November 23rd, 2009 5 comments

If you’re like most people, this Thanksgiving you’ll be having cranberry sauce with your turkey and stuffing. But what is cranberry sauce anyway?

It’s actually more of a jam or jelly than a sauce. The tart acidic flavor of the berries is buried under an avalanche of sugar (or high fructose corn syrup) in order to create this holiday classic.

We took a look inside the label of Ocean Spray’s Whole Berry Cranberry Sauce.

What you need to know:

The product has just 4 ingredients:

Cranberries, High Fructose Corn Syrup, Corn Syrup, Water

If the company had used just sugar instead of corn syrups, the list would have been even shorter and better.

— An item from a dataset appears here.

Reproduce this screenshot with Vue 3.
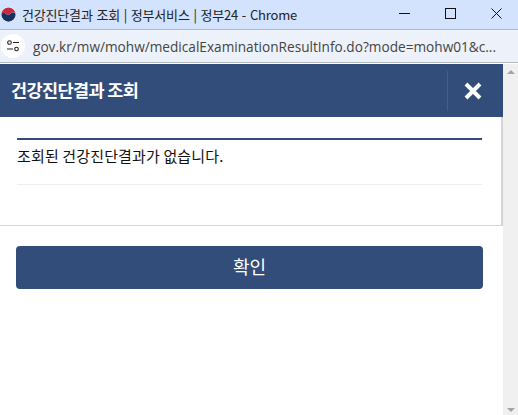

Nutritionally there’s not much here, as the processing has taken away most of the fiber from the cranberries. A serving is a quarter cup, or four tablespoons. It contains 22 grams of sugar, or about five and a half teaspoons worth. Most of the 110 calories from this serving come from sugar. There are virtually no vitamins here, despite a high vitamin C content in raw cranberries (25% of the daily value).

If you think about it, a serving of cranberry sauce on the dinner plate is sort of cheating -  you’re having dessert before the main meal is even over.

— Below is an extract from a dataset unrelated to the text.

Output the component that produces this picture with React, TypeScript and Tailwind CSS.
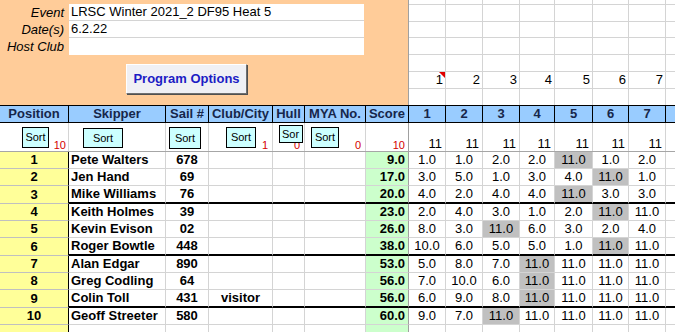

In the past, and in some places to this day, the cranberry sauce is not as heavily sweetened. It adds a delightful twist to your stuffing and turkey without the empty sugar calories. Too bad Ocean Spray doesn’t have a less sweetened option.

What to do at the supermarket:

Unfortunately, all the big brand and store brand cranberry sauces are more or less the same. But if you want to make your own, less sweetened sauce, it couldn’t get any easier:

In a small pot, mix 4 cups of fresh or frozen cranberries with one cup of water and half a cup (or less) of sugar, bring to boil and then simmer until the cranberries “pop”. Cool. The sauce thickens as it cools. Best to prepare a day or two in advance.